I would change my approach to the. " in your face and business 24/7" treatment "

Google this to get some ideas on how to start an open dialogue about it. If you get the
Teen" stare" then look into clarifying your point. How you do that is your decision and I won't be one to tell you what 'd I'd do.
by on Apr. 11, 2014 at 8:07 AM

How old is your son? I would be an in your face parent. My child would lose her door, she no longer deserves the privaledge. I would be taking mine in for a complete tox screen. Counseling would be a given. I would blow this up into a really big deal so it isn't forgotten.
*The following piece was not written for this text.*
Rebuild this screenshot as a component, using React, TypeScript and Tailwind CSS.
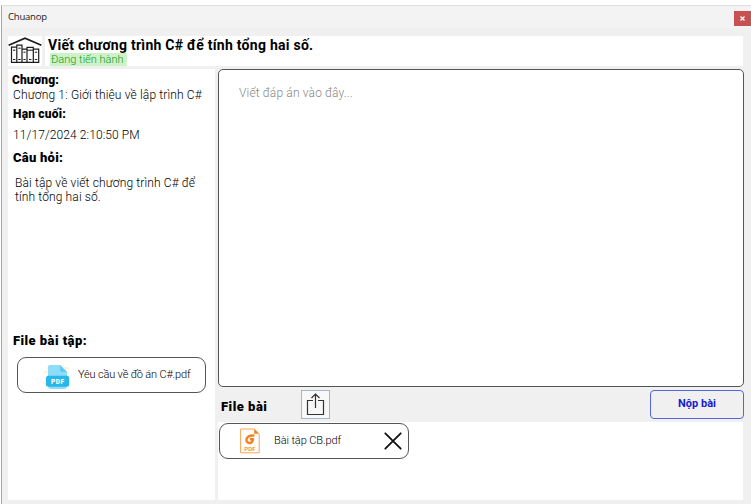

To me drugs is a really big deal.

by on Apr. 11, 2014 at 11:59 AM
1 mom liked this

Well this depends on how old your son is.  Pot is a pretty wonderful thing especially for young people needing a break from all the stresses of life.  I can see being afraid of drug use, but instead of making your son hide it, ask him why he uses it.  I can assure you that smoking a little weed every now and then is a whole hell of a lot better than drinking.  I am not saying that you should let him smoke at will, but since he already is, ask him about it, how often he smokes it and what your rules are about driving, friends, parties and so on.  We have a pretty open mind around pot as I think it is so much more than just another drug.  Read up on it and what pot really does and then have an open and educated talk with your son, I am sure he will really respect that you took the time to find out about marijuana and why he must really like it.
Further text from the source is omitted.